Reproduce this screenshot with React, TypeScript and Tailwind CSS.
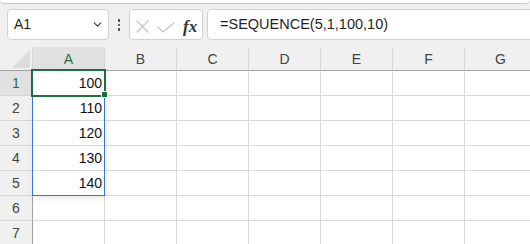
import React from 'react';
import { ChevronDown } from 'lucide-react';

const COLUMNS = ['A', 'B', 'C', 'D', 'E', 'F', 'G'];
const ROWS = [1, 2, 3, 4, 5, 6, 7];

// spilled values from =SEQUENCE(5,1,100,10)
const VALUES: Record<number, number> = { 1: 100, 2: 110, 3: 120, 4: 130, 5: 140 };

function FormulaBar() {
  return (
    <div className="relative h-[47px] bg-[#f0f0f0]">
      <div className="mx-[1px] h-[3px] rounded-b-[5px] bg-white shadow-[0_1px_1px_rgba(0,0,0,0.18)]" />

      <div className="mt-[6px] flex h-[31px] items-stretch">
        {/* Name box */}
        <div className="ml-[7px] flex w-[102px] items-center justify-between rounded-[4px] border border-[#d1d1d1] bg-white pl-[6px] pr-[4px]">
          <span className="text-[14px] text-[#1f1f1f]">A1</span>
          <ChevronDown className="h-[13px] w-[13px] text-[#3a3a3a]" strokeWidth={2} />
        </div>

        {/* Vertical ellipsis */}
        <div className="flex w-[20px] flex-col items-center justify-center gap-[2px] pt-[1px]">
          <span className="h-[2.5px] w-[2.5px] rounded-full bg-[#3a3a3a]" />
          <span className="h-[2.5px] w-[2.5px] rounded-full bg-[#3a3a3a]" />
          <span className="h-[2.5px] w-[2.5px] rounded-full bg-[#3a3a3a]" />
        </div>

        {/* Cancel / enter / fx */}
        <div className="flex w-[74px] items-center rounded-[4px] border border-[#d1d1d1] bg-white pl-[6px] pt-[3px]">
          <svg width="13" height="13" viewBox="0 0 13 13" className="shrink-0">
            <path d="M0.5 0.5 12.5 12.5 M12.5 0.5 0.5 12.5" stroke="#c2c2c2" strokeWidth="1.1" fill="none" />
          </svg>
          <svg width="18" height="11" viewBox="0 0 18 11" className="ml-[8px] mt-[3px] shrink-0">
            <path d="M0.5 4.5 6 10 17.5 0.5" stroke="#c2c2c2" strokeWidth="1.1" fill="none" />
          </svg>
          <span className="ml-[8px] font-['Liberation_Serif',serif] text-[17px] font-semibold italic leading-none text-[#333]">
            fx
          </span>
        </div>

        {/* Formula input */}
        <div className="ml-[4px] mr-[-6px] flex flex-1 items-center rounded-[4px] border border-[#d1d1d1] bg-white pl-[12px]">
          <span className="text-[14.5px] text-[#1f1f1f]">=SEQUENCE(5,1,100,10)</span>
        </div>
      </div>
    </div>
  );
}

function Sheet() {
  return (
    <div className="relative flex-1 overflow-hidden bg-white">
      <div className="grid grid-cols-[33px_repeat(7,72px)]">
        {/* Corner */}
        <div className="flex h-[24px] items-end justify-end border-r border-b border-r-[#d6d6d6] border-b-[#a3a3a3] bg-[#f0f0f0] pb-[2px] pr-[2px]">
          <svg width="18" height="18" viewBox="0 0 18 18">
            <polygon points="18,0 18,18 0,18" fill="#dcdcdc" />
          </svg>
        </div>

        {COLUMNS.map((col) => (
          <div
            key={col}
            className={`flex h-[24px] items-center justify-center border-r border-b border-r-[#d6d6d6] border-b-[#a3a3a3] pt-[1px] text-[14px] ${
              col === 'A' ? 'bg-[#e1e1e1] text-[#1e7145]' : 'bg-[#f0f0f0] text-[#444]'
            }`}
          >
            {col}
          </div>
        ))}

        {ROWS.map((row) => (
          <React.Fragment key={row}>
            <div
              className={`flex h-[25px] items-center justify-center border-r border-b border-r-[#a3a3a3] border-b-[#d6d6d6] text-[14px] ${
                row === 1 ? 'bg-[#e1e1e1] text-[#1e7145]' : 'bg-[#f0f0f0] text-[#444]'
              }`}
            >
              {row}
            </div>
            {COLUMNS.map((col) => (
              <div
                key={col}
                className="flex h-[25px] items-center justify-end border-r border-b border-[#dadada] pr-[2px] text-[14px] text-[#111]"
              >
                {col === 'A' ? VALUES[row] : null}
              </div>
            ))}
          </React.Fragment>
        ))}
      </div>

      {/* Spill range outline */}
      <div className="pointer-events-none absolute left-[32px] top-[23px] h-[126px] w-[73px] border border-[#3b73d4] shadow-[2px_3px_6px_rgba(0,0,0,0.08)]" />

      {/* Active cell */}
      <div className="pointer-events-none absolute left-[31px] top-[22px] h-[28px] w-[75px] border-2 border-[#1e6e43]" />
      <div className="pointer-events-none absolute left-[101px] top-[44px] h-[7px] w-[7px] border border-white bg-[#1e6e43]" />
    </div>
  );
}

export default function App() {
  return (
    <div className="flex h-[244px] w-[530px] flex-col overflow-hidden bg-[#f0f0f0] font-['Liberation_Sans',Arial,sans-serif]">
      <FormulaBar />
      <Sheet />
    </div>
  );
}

########################################

Exercise aim:
Leave out the pictures and copy the rest of the material above exactly.

Output:
Reproduce this screenshot with React, TypeScript and Tailwind CSS.
import React from 'react';
import { ChevronDown } from 'lucide-react';

const COLUMNS = ['A', 'B', 'C', 'D', 'E', 'F', 'G'];
const ROWS = [1, 2, 3, 4, 5, 6, 7];

// spilled values from =SEQUENCE(5,1,100,10)
const VALUES: Record<number, number> = { 1: 100, 2: 110, 3: 120, 4: 130, 5: 140 };

function FormulaBar() {
  return (
    <div className="relative h-[47px] bg-[#f0f0f0]">
      <div className="mx-[1px] h-[3px] rounded-b-[5px] bg-white shadow-[0_1px_1px_rgba(0,0,0,0.18)]" />

      <div className="mt-[6px] flex h-[31px] items-stretch">
        {/* Name box */}
        <div className="ml-[7px] flex w-[102px] items-center justify-between rounded-[4px] border border-[#d1d1d1] bg-white pl-[6px] pr-[4px]">
          <span className="text-[14px] text-[#1f1f1f]">A1</span>
          <ChevronDown className="h-[13px] w-[13px] text-[#3a3a3a]" strokeWidth={2} />
        </div>

        {/* Vertical ellipsis */}
        <div className="flex w-[20px] flex-col items-center justify-center gap-[2px] pt-[1px]">
          <span className="h-[2.5px] w-[2.5px] rounded-full bg-[#3a3a3a]" />
          <span className="h-[2.5px] w-[2.5px] rounded-full bg-[#3a3a3a]" />
          <span className="h-[2.5px] w-[2.5px] rounded-full bg-[#3a3a3a]" />
        </div>

        {/* Cancel / enter / fx */}
        <div className="flex w-[74px] items-center rounded-[4px] border border-[#d1d1d1] bg-white pl-[6px] pt-[3px]">
          <svg width="13" height="13" viewBox="0 0 13 13" className="shrink-0">
            <path d="M0.5 0.5 12.5 12.5 M12.5 0.5 0.5 12.5" stroke="#c2c2c2" strokeWidth="1.1" fill="none" />
          </svg>
          <svg width="18" height="11" viewBox="0 0 18 11" className="ml-[8px] mt-[3px] shrink-0">
            <path d="M0.5 4.5 6 10 17.5 0.5" stroke="#c2c2c2" strokeWidth="1.1" fill="none" />
          </svg>
          <span className="ml-[8px] font-['Liberation_Serif',serif] text-[17px] font-semibold italic leading-none text-[#333]">
            fx
          </span>
        </div>

        {/* Formula input */}
        <div className="ml-[4px] mr-[-6px] flex flex-1 items-center rounded-[4px] border border-[#d1d1d1] bg-white pl-[12px]">
          <span className="text-[14.5px] text-[#1f1f1f]">=SEQUENCE(5,1,100,10)</span>
        </div>
      </div>
    </div>
  );
}

function Sheet() {
  return (
    <div className="relative flex-1 overflow-hidden bg-white">
      <div className="grid grid-cols-[33px_repeat(7,72px)]">
        {/* Corner */}
        <div className="flex h-[24px] items-end justify-end border-r border-b border-r-[#d6d6d6] border-b-[#a3a3a3] bg-[#f0f0f0] pb-[2px] pr-[2px]">
          <svg width="18" height="18" viewBox="0 0 18 18">
            <polygon points="18,0 18,18 0,18" fill="#dcdcdc" />
          </svg>
        </div>

        {COLUMNS.map((col) => (
          <div
            key={col}
            className={`flex h-[24px] items-center justify-center border-r border-b border-r-[#d6d6d6] border-b-[#a3a3a3] pt-[1px] text-[14px] ${
              col === 'A' ? 'bg-[#e1e1e1] text-[#1e7145]' : 'bg-[#f0f0f0] text-[#444]'
            }`}
          >
            {col}
          </div>
        ))}

        {ROWS.map((row) => (
          <React.Fragment key={row}>
            <div
              className={`flex h-[25px] items-center justify-center border-r border-b border-r-[#a3a3a3] border-b-[#d6d6d6] text-[14px] ${
                row === 1 ? 'bg-[#e1e1e1] text-[#1e7145]' : 'bg-[#f0f0f0] text-[#444]'
              }`}
            >
              {row}
            </div>
            {COLUMNS.map((col) => (
              <div
                key={col}
                className="flex h-[25px] items-center justify-end border-r border-b border-[#dadada] pr-[2px] text-[14px] text-[#111]"
              >
                {col === 'A' ? VALUES[row] : null}
              </div>
            ))}
          </React.Fragment>
        ))}
      </div>

      {/* Spill range outline */}
      <div className="pointer-events-none absolute left-[32px] top-[23px] h-[126px] w-[73px] border border-[#3b73d4] shadow-[2px_3px_6px_rgba(0,0,0,0.08)]" />

      {/* Active cell */}
      <div className="pointer-events-none absolute left-[31px] top-[22px] h-[28px] w-[75px] border-2 border-[#1e6e43]" />
      <div className="pointer-events-none absolute left-[101px] top-[44px] h-[7px] w-[7px] border border-white bg-[#1e6e43]" />
    </div>
  );
}

export default function App() {
  return (
    <div className="flex h-[244px] w-[530px] flex-col overflow-hidden bg-[#f0f0f0] font-['Liberation_Sans',Arial,sans-serif]">
      <FormulaBar />
      <Sheet />
    </div>
  );
}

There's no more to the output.